Do not bring any snacks, chewing gum, chewing tobacco, food, or beverages into the hearing room. Pitchers containing water are made available in the hearing room for use by the parties, witnesses, and observers. All food items, other than bottled water, are to remain outside the hearing room at all times. During the hearing, recesses occur, at which time snacks or drinks may be obtained. A one hour lunch recess is generally taken but can be extended, at the Judge’s discretion. Listen to the Judge as to the time when the hearing will resume. If the Judge informs the parties that there will be a fifteen minute recess, that means be back in the hearing room within fifteen minutes. Do not expect the Judge to wait longer than the fifteen minutes to reconvene the hearing.
6. “EXTRA, EXTRA, READ ALL ABOUT IT!”
Each Judge has discretion as to what to permit at each hearing. Generally, however, prepared testimony that is written by a party or witness will not be allowed to be read into the record during the hearing. An Administrative Law Judge cannot discern the truthfulness of a witness if a party is reading a statement rather than testifying from the party’s own knowledge. If that were to occur, the person might as well just submit the document and have the Judge read it without taking up valuable hearing time. Documents can be offered as exhibits to be admitted into the evidentiary record for consideration by the Judge. Also, when appropriate, documents can be used to refresh a person’s recollection as to specific details.
5. “CURB YOUR ELEPHANT.”
Copies of original items or documents may be brought to the hearing room to be used as evidence. Once a hearing is concluded and there is a final administrative decision, the matter is subject to appeal. The courts will not accept large items to be part of the record on appeal. In order to avoid a problem with submission of the record to a court, such large objects will not be admitted into evidence at a hearing before the OAH. Generally, only items that can fit within an 8 ½” x 11” folder will be admitted into evidence. Do not expect that large items such as blueprints, doors, bricks, etc. will be admitted into the evidentiary record. Although large items will not be admitted, such items may be utilized at the hearing as demonstrative evidence. That means that they can be viewed by the parties, witnesses, and the Judge, and testimony, may be presented concerning such items. However, parties should expect to leave the hearing room with any large items that are brought into the hearing room.
4. “AND NOW FOR SOMETHING COMPLETELY DIFFERENT...”
Read the OAH pamphlet that accompanied the Notice of Hearing because it contains important information as to the procedures followed by the OAH. Additionally, parties and members of the public are encouraged to visit OAH's website to learn more about the OAH and the Administrative Law Judge who will be presiding over a particular matter. Review the procedures set forth in the OAH’s administrative rules. The rules provide information as to when continuance requests should be filed and what information the Judge may consider. Also, the parties may wish to attend another OAH hearing to observe the Administrative Law Judge or become familiar with the hearing process.
3. “HEY GOOD BUDDY!”
Be respectful of the administrative process, and address the Administrative Law Judge as “Your Honor” , “Judge”, or “Mr. or Ms….” but do not address the Judge by his or her first name or as a “hearing officer”.
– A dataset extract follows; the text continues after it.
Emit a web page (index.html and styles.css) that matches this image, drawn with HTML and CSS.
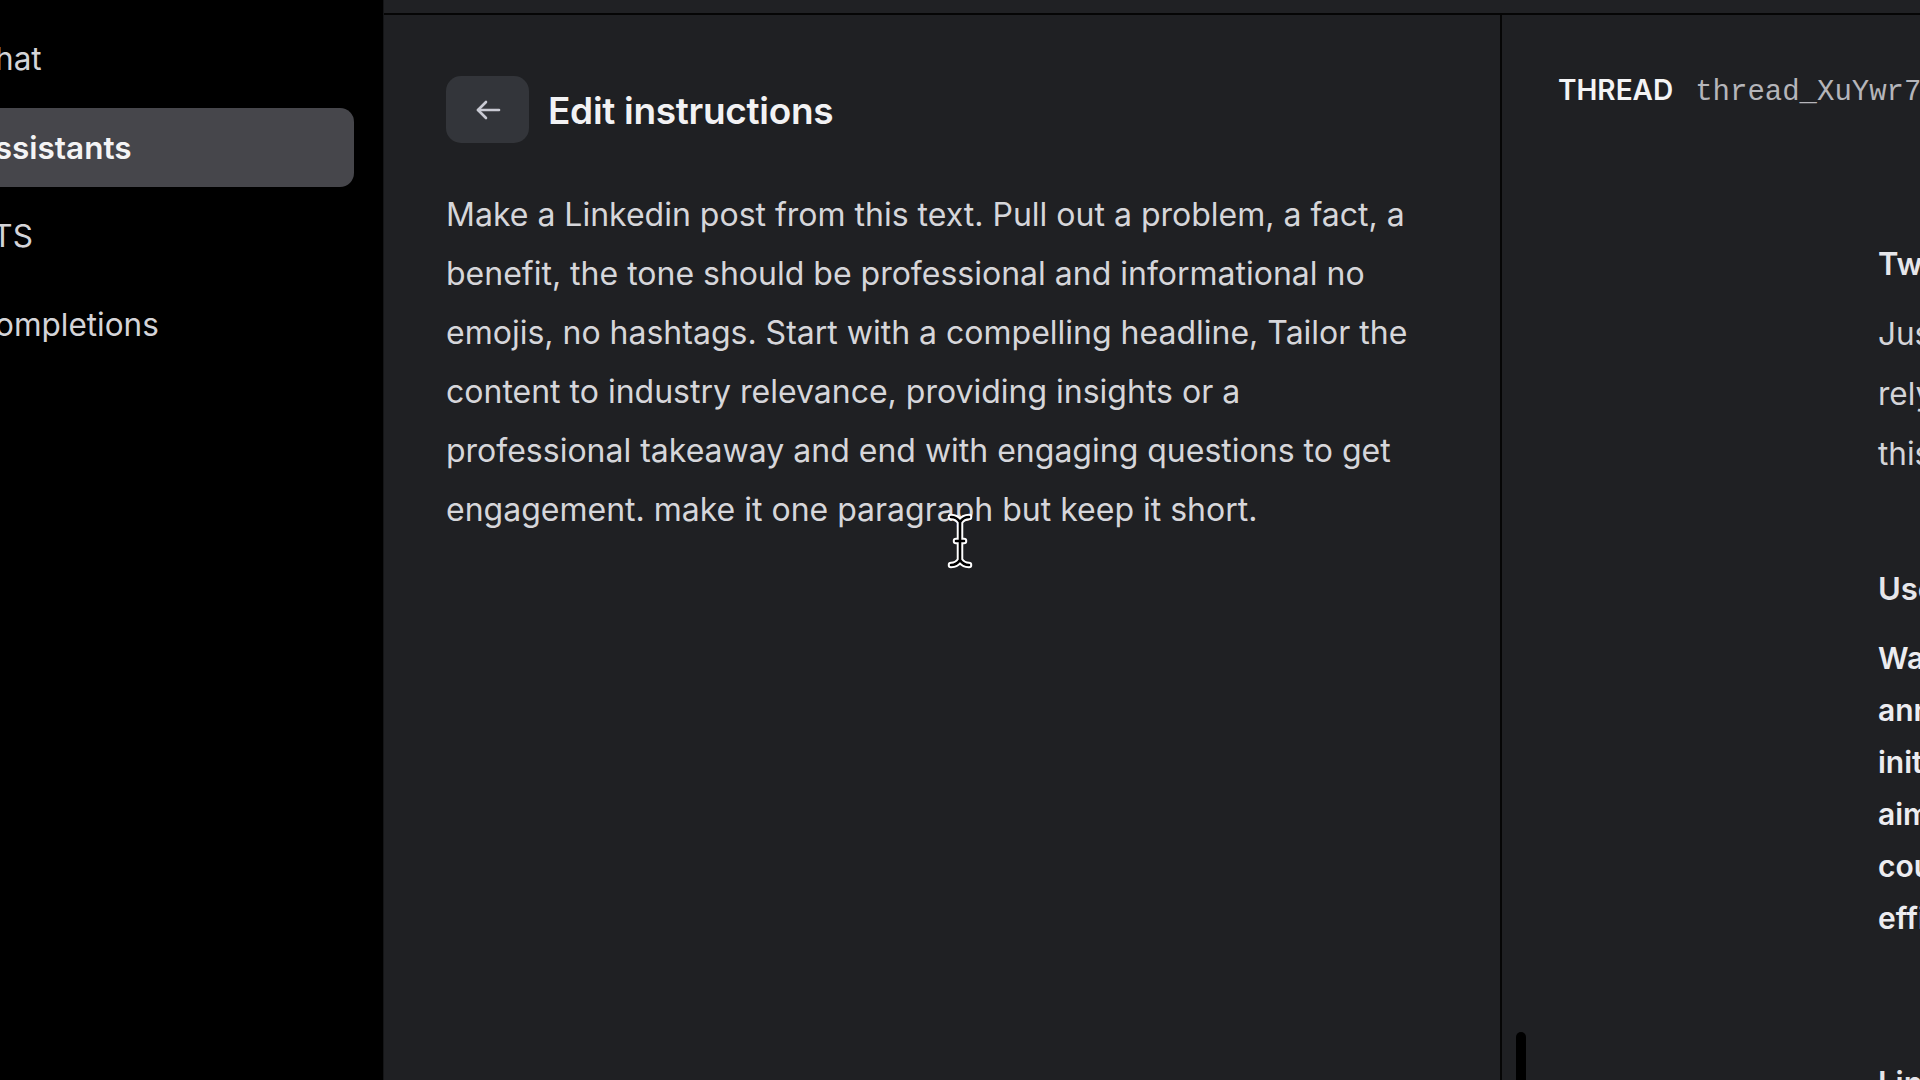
FILE: index.html
```html
<!DOCTYPE html>
<html lang="en">
<head>
    <meta charset="UTF-8" />
    <title>Assistants - Edit instructions</title>
    <link rel="stylesheet" href="styles.css">
</head>
<body>
    <aside class="sidebar">
        <ul class="nav">
            <li class="nav-item">Chat</li>
            <li class="nav-item active">Assistants</li>
            <li class="nav-item">TTS</li>
            <li class="nav-item">Completions</li>
        </ul>
    </aside>

    <div class="workspace">
        <div class="topbar"></div>
        <div class="panels">
            <section class="editor">
                <div class="editor-head">
                    <button class="back-btn" type="button" aria-label="Back">
                        <svg width="26" height="22" viewBox="0 0 26 22" fill="none" stroke="currentColor" stroke-width="2.6" stroke-linecap="round" stroke-linejoin="round">
                            <path d="M24 11H3"/>
                            <path d="M11 3L3 11l8 8"/>
                        </svg>
                    </button>
                    <h2>Edit instructions</h2>
                </div>
                <p class="instructions">Make a Linkedin post from this text. Pull out a problem, a fact, a benefit, the tone should be professional and informational no emojis, no hashtags. Start with a compelling headline, Tailor the content to industry relevance, providing insights or a professional takeaway and end with engaging questions to get engagement. make it one paragraph but keep it short.</p>
            </section>

            <section class="thread">
                <div class="thread-head">
                    <span class="thread-label">THREAD</span>
                    <span class="thread-id">thread_XuYwr7kQm2sLpA9</span>
                </div>
                <div class="messages">
                    <div class="msg">
                        <h3 class="msg-title">Tweet</h3>
                        <p class="msg-text">Just shipped a new feature for teams who<br>rely on automation to save hours every week,<br>this is the update you have been waiting for.</p>
                    </div>
                    <div class="msg">
                        <h3 class="msg-title">User</h3>
                        <p class="msg-text strong">Walmart has announced a new sustainability<br>announcement today as part of a wider<br>initiative to cut supply chain emissions that<br>aims to reduce waste across all stores and<br>could reshape how retailers measure<br>efficiency over the next decade.</p>
                    </div>
                    <div class="msg">
                        <h3 class="msg-title">LinkedIn Post Assistant</h3>
                    </div>
                </div>
                <div class="thread-handle"></div>
            </section>
        </div>
    </div>

    <svg class="cursor" width="28" height="58" viewBox="0 0 28 58" fill="none" stroke-linecap="round" stroke-linejoin="round">
        <g stroke="#fff" stroke-width="6.5">
            <path d="M5 5c4 0 7 2 9 5c2-3 5-5 9-5M14 10v38M5 53c4 0 7-2 9-5c2 3 5 5 9 5M10 29h8"/>
        </g>
        <g stroke="#000" stroke-width="2.6">
            <path d="M5 5c4 0 7 2 9 5c2-3 5-5 9-5M14 10v38M5 53c4 0 7-2 9-5c2 3 5 5 9 5M10 29h8"/>
        </g>
    </svg>
</body>
</html>
```

FILE: styles.css
```css
* {
    margin: 0;
    padding: 0;
    box-sizing: border-box;
    font-family: Inter, "Noto Sans", sans-serif;
}
body {
    display: flex;
    width: 1920px;
    height: 1080px;
    overflow: hidden;
    background-color: #000;
    position: relative;
}

/* sidebar */
.sidebar {
    width: 383px;
    flex-shrink: 0;
    background: #000;
    padding-top: 19px;
    overflow: hidden;
}
.nav {
    list-style: none;
    margin-left: -40px;
    width: 394px;
    display: flex;
    flex-direction: column;
    gap: 9.5px;
}
.nav-item {
    height: 79px;
    line-height: 80px;
    padding-left: 12px;
    font-size: 31.5px;
    color: #d4d4d8;
    border-radius: 14px;
    white-space: nowrap;
}
.nav-item.active {
    background: #46464b;
    color: #f4f4f5;
    font-weight: 600;
}

/* workspace */
.workspace {
    flex: 1;
    display: flex;
    flex-direction: column;
    background: #1f2023;
    border-left: 1px solid #141517;
}
.topbar {
    height: 15px;
    flex-shrink: 0;
    background: #202124;
    border-bottom: 2px solid #050505;
}
.panels { flex: 1; display: flex; min-height: 0; }

.editor {
    flex: 1;
    padding: 61px 40px 0 62px;
    border-right: 2px solid #060606;
}
.editor-head { display: flex; align-items: center; gap: 19px; }
.back-btn {
    width: 83px;
    height: 67px;
    border: none;
    border-radius: 15px;
    background: #33353a;
    color: #c9cad3;
    display: flex;
    align-items: center;
    justify-content: center;
    cursor: pointer;
}
.editor-head h2 {
    font-size: 37px;
    font-weight: 600;
    color: #f2f2f4;
    letter-spacing: -0.3px;
    position: relative;
    top: 1px;
}
.instructions {
    margin-top: 42px;
    max-width: 975px;
    font-size: 32px;
    line-height: 59px;
    color: #d6d6da;
}

/* thread panel */
.thread {
    width: 418px;
    flex-shrink: 0;
    padding: 55px 0 0 56px;
    overflow: hidden;
    position: relative;
}
.thread-head { display: flex; align-items: baseline; gap: 22px; white-space: nowrap; line-height: 40px; }
.thread-label { font-size: 28px; font-weight: 600; color: #f4f4f5; }
.thread-id { font-family: "Liberation Mono", "DejaVu Sans Mono", monospace; font-size: 29px; color: #b5b5ba; }

.messages { margin-left: 320px; width: 800px; padding-top: 131px; }
.msg-title { font-size: 31px; font-weight: 600; line-height: 40px; color: #e6e6ea; white-space: nowrap; }
.msg-text { margin-top: 20px; font-size: 31.5px; line-height: 60px; color: #d4d4d8; white-space: nowrap; }
.msg-text.strong { margin-top: 23px; font-size: 30px; line-height: 52px; font-weight: 600; color: #ececf0; }
.msg + .msg { margin-top: 85px; }
.msg:last-child { margin-top: 119px; }

.thread-handle {
    position: absolute;
    left: 14px;
    bottom: -20px;
    width: 10px;
    height: 68px;
    border-radius: 5px;
    background: #000;
}

.cursor {
    position: absolute;
    left: 946px;
    top: 512px;
}
```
2. “WELL...ISN’T THAT SPECIAL?”
Do not come to the hearing expecting to get loud or overly emotional. The hearing is a time to have the parties air their differences before a neutral third party, the Administrative Law Judge. It is inappropriate to use profanity, yell, or become disruptive. Acting in that manner does not accomplish anything except the possibility of being admonished for not behaving appropriately. A person who is unruly or disruptive to the hearing process may be removed from the hearing room if he or she does not maintain proper decorum. See OAH procedural rule 19-120. If a party or witness is removed from the hearing room because of unruly behavior, the hearing will proceed in that person’s absence. All parties disagree to some extent on the facts and/or the applicable law. If they agreed, then there would be no need for the hearing. Parties can air their differing views through the calm presentation of witnesses’ testimony and the submission of items into evidence. Getting loud does not sway a Judge. Being respectful and courteous to the Judge as well as to the other participants in the hearing makes for a more pleasant and productive hearing.
1. “SAY GOODNIGHT, GRACIE.”
Hearings are held Monday to Friday during normal business hours of 8:00 a.m. through 5:00 p.m. Do not assume that the hearing will continue past 5:00 p.m. even if witnesses and parties have come from out of town. If a hearing does not conclude at the end of the business day, the hearing will likely be rescheduled for a further hearing date.